The State Secretariat for Economic Affairs doesn’t officially have a position on such problems, leaving it to  the foreign ministry, which simply reports that it «regularly raises the issue of human rights in Saudi Arabia when in contact with the Saudi government»–most recently in the context of the ‘political discussions’ which took place last March in Bern.
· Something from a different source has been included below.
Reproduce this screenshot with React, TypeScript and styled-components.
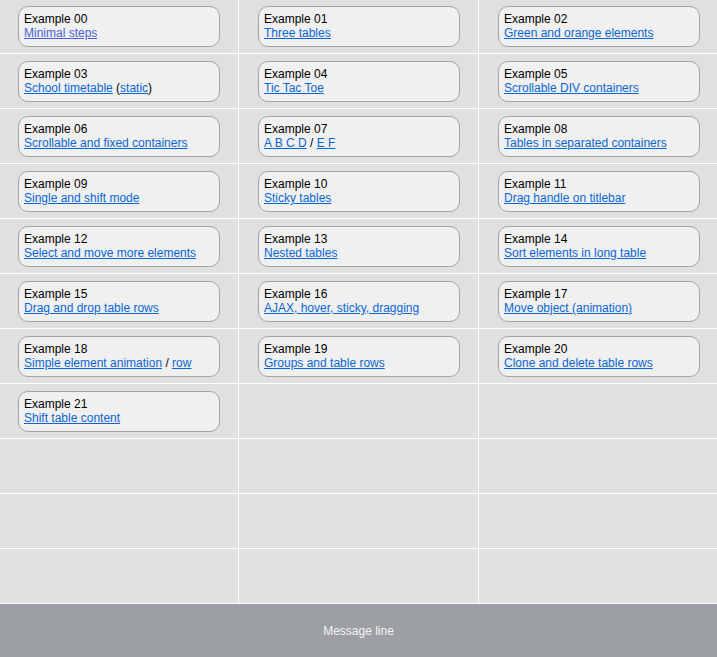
import React from "react";
import styled, { createGlobalStyle } from "styled-components";

const GlobalStyle = createGlobalStyle`
  html, body {
    margin: 0;
    padding: 0;
    height: 100%;
    overflow: hidden;
    background: #ffffff;
    font-family: "Liberation Sans", Arial, sans-serif;
    font-size: 12px;
  }
`;

const Page = styled.div`
  display: flex;
  flex-direction: column;
  height: 657px;
  overflow: hidden;
`;

const Table = styled.div`
  display: grid;
  grid-template-columns: 238px 239px 238px;
  grid-auto-rows: 54px;
  gap: 1px;
  margin-top: -1px;
  padding-bottom: 1px;
  background: #ffffff;
`;

const Cell = styled.div<{ $first?: boolean }>`
  background: #e0e0e0;
  box-sizing: border-box;
  padding: 7px 0 0 ${(p) => (p.$first ? 18 : 19)}px;
`;

const Card = styled.div`
  box-sizing: border-box;
  width: 202px;
  height: 41px;
  padding: 5px 5px;
  border: 1px solid #a3a3a3;
  border-radius: 10px;
  background: #f0f0f0;
  color: #000000;
  line-height: 14px;
  white-space: nowrap;
`;

const Title = styled.div``;

const Links = styled.div``;

const Link = styled.a<{ $visited?: boolean }>`
  color: ${(p) => (p.$visited ? "#4a62d8" : "#0a66d4")};
  text-decoration: underline;
  cursor: pointer;
`;

const MessageLine = styled.div`
  height: 53px;
  line-height: 54px;
  background: #9b9ea2;
  color: #f5f5f5;
  text-align: center;
  font-size: 12px;
`;

type Part = string | { link: string; visited?: boolean };

const examples: Part[][] = [
  [{ link: "Minimal steps", visited: true }],
  [{ link: "Three tables" }],
  [{ link: "Green and orange elements" }],
  [{ link: "School timetable" }, " (", { link: "static" }, ")"],
  [{ link: "Tic Tac Toe" }],
  [{ link: "Scrollable DIV containers" }],
  [{ link: "Scrollable and fixed containers" }],
  [{ link: "A B C D" }, " / ", { link: "E F" }],
  [{ link: "Tables in separated containers" }],
  [{ link: "Single and shift mode" }],
  [{ link: "Sticky tables" }],
  [{ link: "Drag handle on titlebar" }],
  [{ link: "Select and move more elements" }],
  [{ link: "Nested tables" }],
  [{ link: "Sort elements in long table" }],
  [{ link: "Drag and drop table rows" }],
  [{ link: "AJAX, hover, sticky, dragging" }],
  [{ link: "Move object (animation)" }],
  [{ link: "Simple element animation" }, " / ", { link: "row" }],
  [{ link: "Groups and table rows" }],
  [{ link: "Clone and delete table rows" }],
  [{ link: "Shift table content" }],
];

const TOTAL_CELLS = 33;

export default function App() {
  return (
    <Page>
      <GlobalStyle />
      <Table>
        {Array.from({ length: TOTAL_CELLS }).map((_, i) => {
          const parts = examples[i];
          return (
            <Cell key={i} $first={i % 3 === 0}>
              {parts && (
                <Card>
                  <Title>Example {String(i).padStart(2, "0")}</Title>
                  <Links>
                    {parts.map((p, j) =>
                      typeof p === "string" ? (
                        <span key={j}>{p}</span>
                      ) : (
                        <Link key={j} href="#" $visited={p.visited}>
                          {p.link}
                        </Link>
                      )
                    )}
                  </Links>
                </Card>
              )}
            </Cell>
          );
        })}
      </Table>
      <MessageLine>Message line</MessageLine>
    </Page>
  );
}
«Conditions were illusory»

As long as the US and Europe are allied with Saudi Arabia and other regional monarchies for economic (oil) and strategic (bulwark against Iran) reasons, Switzerland will not demand alone a human rights dialogue, argues Müller. «The kingdom, which doesn’t depend on Switzerland, could cancel economic relations,» he says.
 
«Or it could exploit the dialogue with Switzerland as a pretext for the observance of human rights without anything changing within the justice system. This is a fundamental part of Saudi society.»
 
Compared to the west, Saudi Arabia likes to present itself as a modern state. Economically, the country can keep up with leading Western nations.
 
But little is changing on a socio-political level. Wahhabi religious scholars still define what is allowed and forbidden. (See information box.)
 
The «Freedom House» institute, which measures the degree of democracy and freedom in any given nation, awarded the Saudi state its lowest ranking–«not free»–in the political rights category.

Seemingly modern

Saudi Arabia has admitted to financing the Syrian opposition. But its political and strategic role is controversial among Middle East analysts, with many doubting the monarchy is interested in developing more democratic structures.
 
Müller also notes the sharp contrast between Saudi Arabia’s modern exterior and its archaic social structures. He doubts that trade with the West can contribute to the promotion of rule of law.
 
«For decades, the Saudi nobility has been on the move in the Western world; they’re familiar with our customs and mores,» he points out.